Marsha lavorò per fornire cibo, vestiti, supporto emotivo e per dare un senso di famiglia alle giovani drag queen, alle donne transessuali, alle persone genderqueer e agli altri ragazzi gay che vivevano a Christopher Street.
Poco dopo il gay pride del 1992, il corpo di Marsha fu scoperto mentre galleggiava nel fiume Hudson
La polizia dichiarò la morte un suicidio, ma gli amici e altri membri della comunità locale insistettero sul fatto che Marsha non avesse tendenze suicide. Proprio a causa di questa negligenza investigativa, la comunità organizzò una serie di manifestazioni in ricordo di Marsha e per chiedere giustizia.

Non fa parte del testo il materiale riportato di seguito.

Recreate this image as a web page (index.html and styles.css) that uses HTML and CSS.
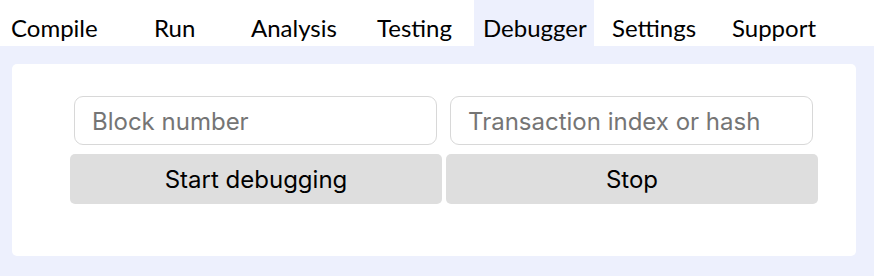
FILE: index.html
```html
<!DOCTYPE html>
<html>
<head>
<meta charset="utf-8">
<link rel="stylesheet" href="styles.css">
</head>
<body>
<nav class="tabs">
  <div class="tab tab-compile">Compile</div>
  <div class="tab tab-run">Run</div>
  <div class="tab tab-analysis">Analysis</div>
  <div class="tab tab-testing">Testing</div>
  <div class="tab tab-debugger active">Debugger</div>
  <div class="tab tab-settings">Settings</div>
  <div class="tab tab-support">Support</div>
</nav>
<main class="panel">
  <div class="card">
    <div class="inputs">
      <input class="field" type="text" placeholder="Block number">
      <input class="field" type="text" placeholder="Transaction index or hash">
    </div>
    <div class="buttons">
      <button class="btn">Start debugging</button>
      <button class="btn">Stop</button>
    </div>
  </div>
</main>
</body>
</html>
```

FILE: styles.css
```css
html, body {
  margin: 0;
  padding: 0;
}
body {
  background: #edf0fd;
  width: 874px;
  height: 276px;
  overflow: hidden;
}
.tabs {
  display: flex;
  height: 46px;
  background: #ffffff;
  padding-left: 2px;
  font-family: Lato, "Open Sans", sans-serif;
  font-size: 24px;
  color: #000;
}
.tab {
  box-sizing: border-box;
  padding: 0 9px;
  line-height: 55px;
  height: 46px;
  white-space: nowrap;
  flex: none;
}
.tab.active {
  background: #edf0fd;
}
.tab-compile { width: 143px; }
.tab-run { width: 97px; }
.tab-analysis { width: 126px; }
.tab-testing { width: 106px; }
.tab-debugger { width: 120px; margin-right: 9px; }
.tab-settings { width: 120px; }
.panel {
  padding: 18px 18px 0 12px;
}
.card {
  width: 844px;
  height: 192px;
  box-sizing: border-box;
  background: #ffffff;
  border-radius: 5px;
  padding: 32px 0 0 58px;
}
.inputs {
  display: flex;
  gap: 13px;
  padding-left: 4px;
  height: 49px;
}
.field {
  width: 363px;
  height: 49px;
  box-sizing: border-box;
  margin: 0;
  border: 1.5px solid #d8d8d8;
  border-radius: 9px;
  padding: 2px 0 0 17px;
  font-family: Inter, "Liberation Sans", sans-serif;
  font-size: 24px;
  color: #000;
  background: #fff;
  outline: none;
}
.field::placeholder {
  color: #757575;
}
.buttons {
  display: flex;
  gap: 4px;
  margin-top: 9px;
  width: 748px;
}
.btn {
  flex: 1;
  height: 50px;
  border: none;
  border-radius: 5px;
  background: #dedede;
  font-family: Inter, "Liberation Sans", sans-serif;
  font-size: 24px;
  color: #000;
  padding: 0;
}
```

Diverse persone si fecero avanti per riferire di aver visto Marsha molestat* da un gruppo di persone. Un testimone vide un residente del quartiere lottare con Marsha il 4 luglio 1992. Successivamente si vantò con qualcuno in un bar di aver ucciso una drag queen chiamata Marsha. Il testimone fu però ignorato dalla polizia quando cercò di riferire queste informazioni. Altri locali raccontarono che le forze dell'ordine non erano interessate a indagare sulla sua morte, affermando che il caso riguardava un “omosessuale” con cui si desiderava avere poco a che fare in quel momento.
Di certo non è suicidio, è un insulto alla sua famiglia.

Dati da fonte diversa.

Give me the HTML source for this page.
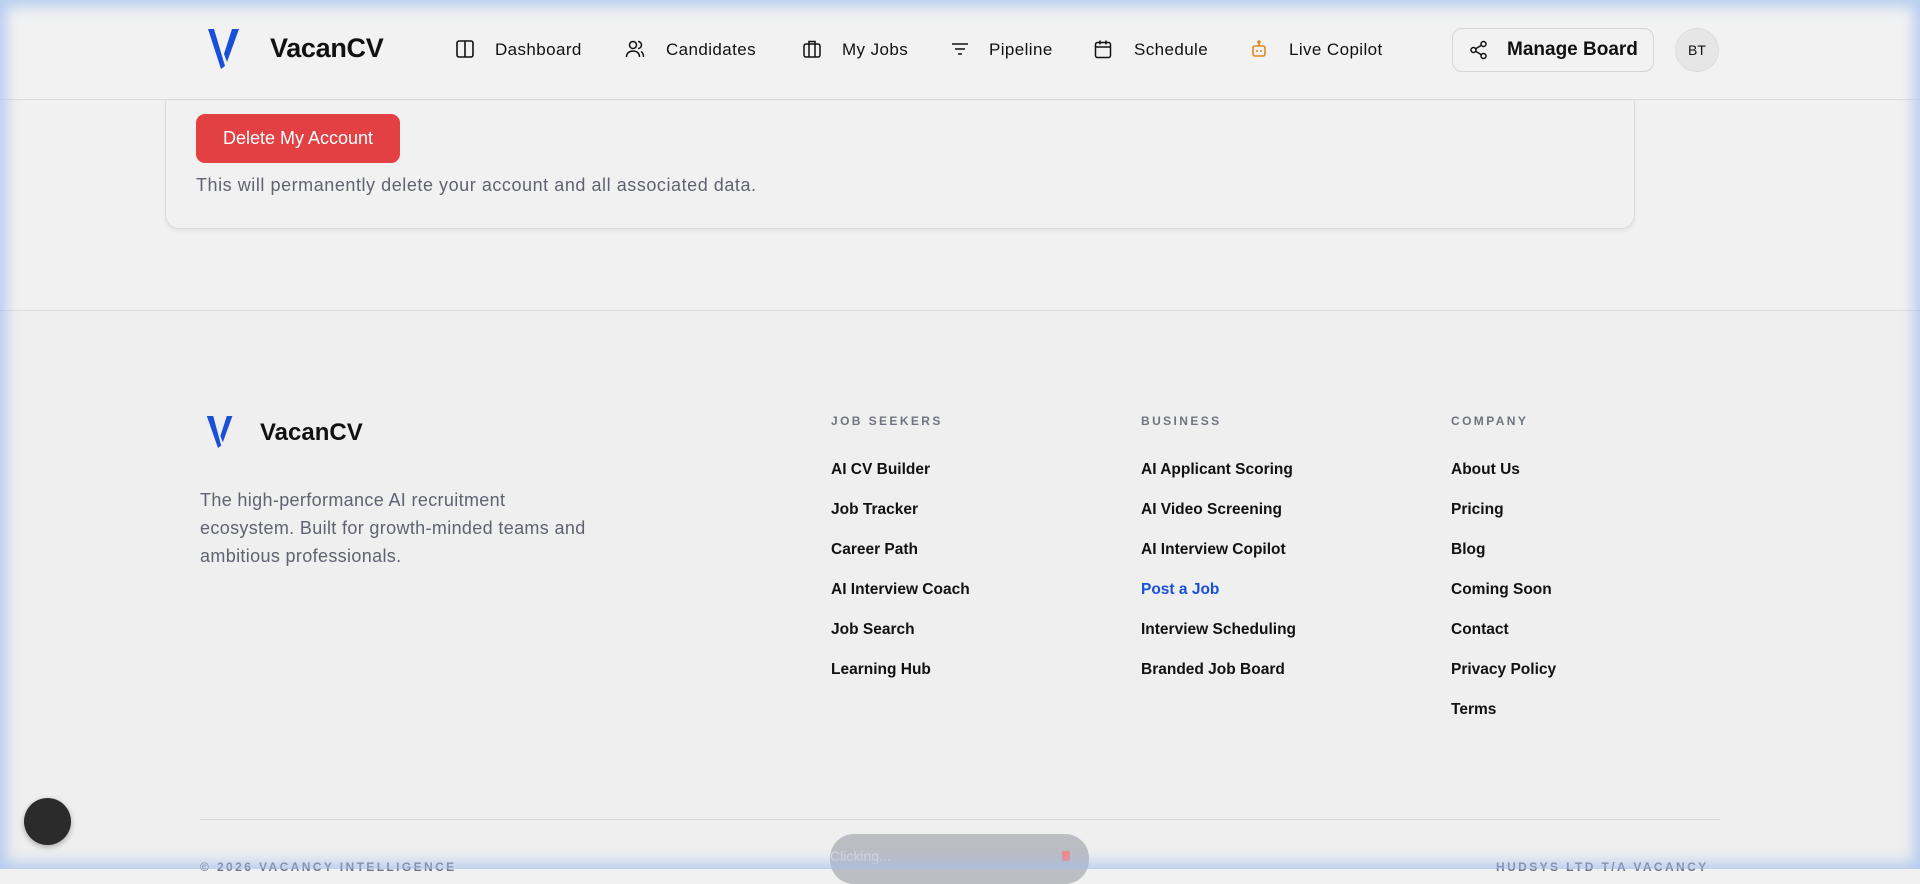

Nel novembre 2012, l'attivista Mariah Lopez riuscì a far riaprire il caso dal dipartimento di polizia di New York come possibile omicidio.

Victoria Cruz ha una forza straordinaria
Nel 1996 mentre lavorava in una casa di cura è stata molestata da quattro colleghe, grazie al progetto Anti Violenza ha riportato il fatto e due donne su quattro sono state considerate colpevoli. A partire dal 1997 ha dedicato la sua vita alla causa LGBTQ+ aiutando vittime di stupro e violenza.
In questo documentario è possibile constatare con amarezza quanto sia difficile cercare di dare voce e garantire giustizia alle persone della comunità, troppo spesso le prove sono lacunose ed è lampante il fatto che non ci sia volontà alcuna da parte delle forze dell’ordine di risolvere nel miglior modo possibile questi casi. La mentalità che tende a considerare queste persone come dei cittadini di serie B è ancora diffusa e deriva dalla cultura patriarcale.